* _Task requirements_:
Leave out all pictures. Return exactly the lines from the top of the material through the line containing "string; nameWidth: number;".

=-=-=-=-=

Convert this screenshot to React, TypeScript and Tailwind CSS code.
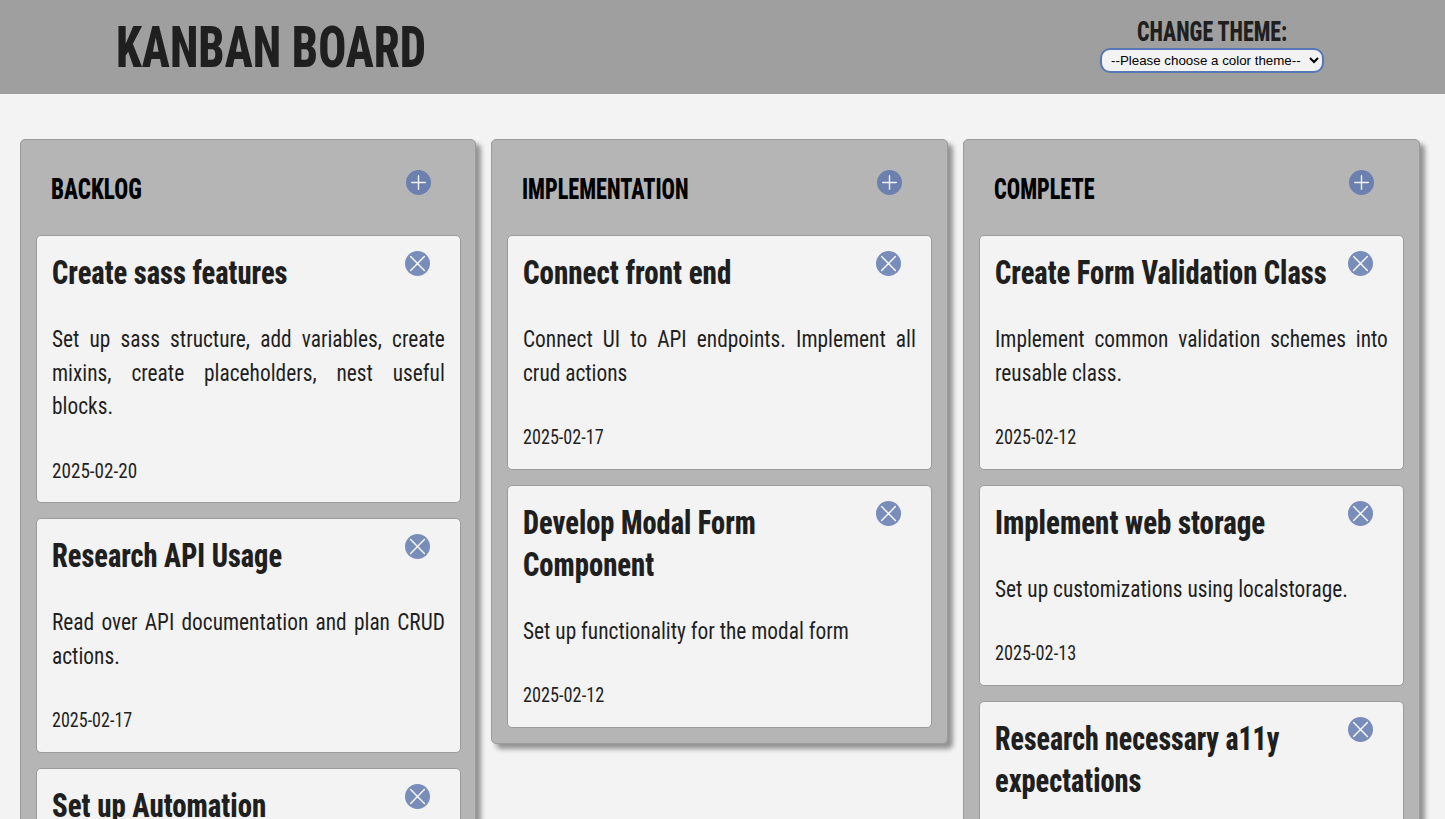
import { useLayoutEffect, useRef, useState } from "react";

type TitleLine = { text: string; width: number };
type Card = { title: TitleLine[]; body: string; date: string; dateWidth: number };
type Column = { name: string; nameWidth: number; cards: Card[] };

const columns: Column[] = [
  {
    name: "BACKLOG",
    nameWidth: 91,
    cards: [
      {
        title: [{ text: "Create sass features", width: 235.5 }],
        body: "Set up sass structure, add variables, create mixins, create placeholders, nest useful blocks.",
        date: "2025-02-20",
        dateWidth: 85.5,
      },
      {
        title: [{ text: "Research API Usage", width: 230 }],
        body: "Read over API documentation and plan CRUD actions.",
        date: "2025-02-17",
        dateWidth: 80.5,
      },
      {
        title: [{ text: "Set up Automation", width: 214.5 }],
        body: "Automate the build and deployment steps.",
        date: "2025-02-18",
        dateWidth: 84,
      },
    ],
  },
  {
    name: "IMPLEMENTATION",
    nameWidth: 166.5,
    cards: [
      {
        title: [{ text: "Connect front end", width: 208 }],
        body: "Connect UI to API endpoints. Implement all crud actions",
        date: "2025-02-17",
        dateWidth: 81,
      },
      {
        title: [
          { text: "Develop Modal Form", width: 232.5 },
          { text: "Component", width: 131.5 },
        ],
        body: "Set up functionality for the modal form",
        date: "2025-02-12",
        dateWidth: 81.5,
      },
    ],
  },
  {
    name: "COMPLETE",
    nameWidth: 100.5,
    cards: [
      {
        title: [{ text: "Create Form Validation Class", width: 332 }],
        body: "Implement common validation schemes into reusable class.",
        date: "2025-02-12",
        dateWidth: 81.5,
      },
      {
        title: [{ text: "Implement web storage", width: 270 }],
        body: "Set up customizations using localstorage.",
        date: "2025-02-13",
        dateWidth: 81.5,
      },
      {
        title: [
          { text: "Research necessary a11y", width: 284 },
          { text: "expectations", width: 146 },
        ],
        body: "Review the accessibility guidelines.",
        date: "2025-02-14",
        dateWidth: 84,
      },
    ],
  },
];

/** Condenses one line of text horizontally so that it spans the given width. */
function Condensed({ text, width }: { text: string; width: number }) {
  const ref = useRef<HTMLSpanElement>(null);
  const [scale, setScale] = useState(1);
  useLayoutEffect(() => {
    if (ref.current) setScale(width / ref.current.offsetWidth);
  }, [text, width]);
  return (
    <span className="block overflow-visible whitespace-nowrap" style={{ width }}>
      <span ref={ref} className="inline-block origin-left" style={{ transform: `scaleX(${scale})` }}>
        {text}
      </span>
    </span>
  );
}

function RoundButton({ kind, label }: { kind: "add" | "remove"; label: string }) {
  return (
    <button aria-label={label} className="block size-[25px] shrink-0 rounded-full bg-[#5b74ae] opacity-80">
      <svg viewBox="0 0 25 25" className="size-[25px]" fill="none" stroke="#fff" strokeWidth="1.4" strokeLinecap="round">
        {kind === "add" ? <path d="M12.5 5.7v13.6M5.7 12.5h13.6" /> : <path d="M5.6 5.6l13.8 13.8M19.4 5.6L5.6 19.4" />}
      </svg>
    </button>
  );
}

function TaskCard({ card }: { card: Card }) {
  return (
    <article className="rounded-[5px] border border-[#9b9b9b] bg-[#f3f3f3] px-[15px] pt-[15px] pb-[16.7px] text-[#1f1f1f]">
      <div className="flex items-start justify-between pr-[15px]">
        <h3 className="text-[34px] leading-[42px] font-extrabold">
          {card.title.map((line) => (
            <Condensed key={line.text} text={line.text} width={line.width} />
          ))}
        </h3>
        <RoundButton kind="remove" label="Delete task" />
      </div>
      <p className="mt-[30.1px] w-[110.01%] origin-left scale-x-[0.909] text-justify text-[23.5px] leading-[33.6px]">
        {card.body}
      </p>
      <div className="mt-[33.8px] text-[19.5px] leading-7">
        <Condensed text={card.date} width={card.dateWidth} />
      </div>
    </article>
  );
}

export default function App() {
  return (
    <div className="h-[819px] overflow-hidden bg-[#f3f3f3] font-[Roboto,'Liberation_Sans',sans-serif] [font-stretch:75%]">
      <header className="flex h-[94px] items-start justify-between bg-[#9f9f9f] pr-[121px] pl-[115.5px] text-[#1f1f1f]">
        <h1 className="pt-[6px] text-[58px] leading-[82px] font-extrabold">
          <Condensed text="KANBAN BOARD" width={310} />
        </h1>
        <div className="flex flex-col items-center pt-4">
          <label htmlFor="theme" className="text-[28px] leading-8 font-extrabold">
            <Condensed text="CHANGE THEME:" width={150} />
          </label>
          <select
            id="theme"
            className="h-[25px] w-[224px] rounded-[10px] border-2 border-[#5577b5] bg-[#f3f3f3] pl-[5px] font-['Liberation_Sans',Arial,sans-serif] text-[13.333px] text-black"
          >
            <option>--Please choose a color theme--</option>
            <option>Light</option>
            <option>Dark</option>
          </select>
        </div>
      </header>
      <main className="grid grid-cols-3 items-start gap-[15px] pt-[45px] pr-[25.35px] pl-[19.7px]">
        {columns.map((column) => (
          <section
            key={column.name}
            className="rounded-[5px] border border-[#9b9b9b] bg-[#b5b5b5] py-[15px] pr-[14.8px] pl-[15px] shadow-[5px_5px_5px_rgba(0,0,0,0.4)]"
          >
            <div className="flex h-20 items-start justify-between pt-[15px] pr-[30px] pl-[15px]">
              <h2 className="pt-[3px] text-[29px] leading-8 font-extrabold text-black">
                <Condensed text={column.name} width={column.nameWidth} />
              </h2>
              <RoundButton kind="add" label="Add task" />
            </div>
            <div className="flex flex-col gap-[15px]">
              {column.cards.map((card) => (
                <TaskCard key={card.title[0].text} card={card} />
              ))}
            </div>
          </section>
        ))}
      </main>
    </div>
  );
}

=-=-=-=-=

* _Complete answer_:
Convert this screenshot to React, TypeScript and Tailwind CSS code.
import { useLayoutEffect, useRef, useState } from "react";

type TitleLine = { text: string; width: number };
type Card = { title: TitleLine[]; body: string; date: string; dateWidth: number };
type Column = { name: string; nameWidth: number; cards: Card[] };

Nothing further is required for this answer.